Author: Darren Tredgold, General Manager at Independent Steel Company
I manage a steel distribution company with three branches across South-East NSW. We supply structural steel, roofing, fencing, and livestock equipment to builders, farmers, and contractors. On paper, we sell steel. In practice, we run one of the oldest financial products in existence.
Every time we extend 30, 60, or 90 day payment terms to a builder, we are making a lending decision. We assess credit risk based on years of relationship history, carry receivables that sometimes stretch past six figures, and absorb the float between paying our own mills and collecting from our customers. However, if you asked anyone in fintech to describe our business, they would call us a wholesaler. That framing misses the point entirely.
Trade credit is fintech’s oldest product
Trade credit predates banking. When a distributor ships $80,000 worth of steel to a construction site on 60 day terms, that is an unsecured business loan issued without a credit committee and without a fintech platform in sight.
According to the World Bank, the global SME finance gap sits at $5.7 trillion. Distributors extending trade credit already fill a significant portion of that gap. Consequently, every regional distributor in Australia is making dozens of credit decisions per week based on relationship history rather than algorithms.
The building materials distribution market exceeds $800 billion across North America and Europe. Materials account for 50 to 70 percent of average construction project costs. As a result, the trade credit extended by distributors collectively represents one of the largest pools of informal business lending on the planet. Yet it does not appear in any fintech market report.
Why 89 percent of invoices are still on paper
Spenda’s research shows that 89 percent of Australian businesses still issue paper or PDF-based invoices. In 2026. While fintech has digitised consumer payments and retail checkout, the B2B supply chain that moves billions in materials every month runs on emailed PDFs and manual reconciliation.
For a regional distributor, this means our accounts team spends hours each week matching payments to invoices and chasing overdue accounts by phone. Meanwhile, a builder juggling 15 supplier accounts has no consolidated view of outstanding trade credit and no way to optimise cash flow across their supply chain.
The tools exist. Real-time payment rails like Australia’s PayTo system can replace legacy direct debit. AI-powered reconciliation can match payments automatically. Embedded lending platforms can convert trade credit into formal financial products. Therefore, the question is not whether digitisation is possible. It is why fintech has not targeted the supply chain that needs it most.

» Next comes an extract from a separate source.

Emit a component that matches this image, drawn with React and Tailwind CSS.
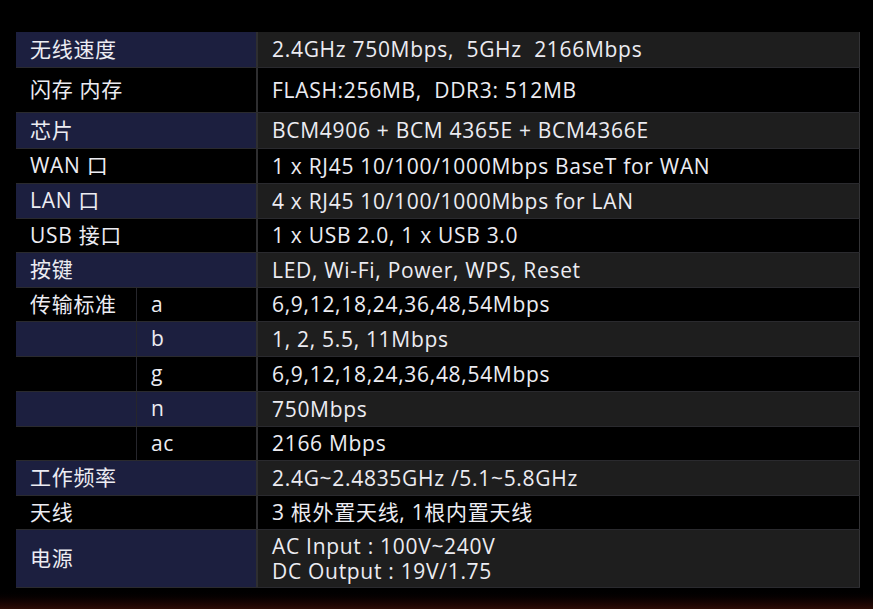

The cooperative model fintech should study
One organisation has already figured this out. Capricorn Society, Australasia’s largest trade cooperative, serves over 30,000 members and 2,000 preferred suppliers. Members say “put it on my Capricorn account” without realising they are using a comprehensive embedded finance ecosystem.
Capricorn provides consolidated invoicing, trade credit, equipment financing, insurance, a rewards program, and member dividends. In other words, it functions as a full-service financial institution wearing a trade cooperative’s uniform.
The retention dynamics are powerful. A mechanic or builder whose entire purchasing relationship flows through Capricorn faces enormous switching costs. Similarly, suppliers benefit from guaranteed payment and reduced credit risk. It looks remarkably like what fintech companies spend millions trying to build from scratch.
According to BCG’s 2025 embedded finance research, platforms with embedded payments achieve 2.5 times lower customer attrition than those without. Capricorn has been proving these economics for decades.
The data sitting inside every distributor
Beyond the lending and payment functions, regional distributors generate data that fintech companies would find valuable. We know which builders are growing because their order volumes increase quarter over quarter. Payment cycles tell us which ones are struggling. And materials get ordered before construction begins, so we see project pipelines before they show up in any public data.
This operational data could power better credit underwriting than anything built from bank transaction history alone. A builder who consistently orders $200,000 in steel per quarter and pays within 45 days represents a different risk profile than one whose orders are erratic and payments stretch to 90 days. Because of this, the distributor’s accounts receivable ledger is a real-time credit scoring model that nobody has digitised.
Toast uses restaurant transaction data to power merchant lending. ServiceTitan leverages job management data for embedded financing. That same logic applies to regional distribution. A distributor who knows a builder’s purchasing patterns and payment reliability is better positioned to underwrite a loan than any bank analysing the same builder’s financials from the outside.
Where the opportunity sits
The embedded finance market is valued at approximately $146 billion in 2025, with projections reaching $690 billion by 2031. More than 80 percent remains untapped.
Regional distributors already have the customer relationships, the transaction data, and the informal credit infrastructure. What they lack is the technology layer that converts these assets into scalable financial products. Any fintech company that builds for this vertical will not need to acquire customers. They are already there, processing millions in trade credit every month on paper invoices and handshake terms.
We have been running shadow banks for decades. It is time fintech noticed.
Darren Tredgold is the General Manager of Independent Steel Company, an Australian-owned steel distributor serving South-East NSW since 2000.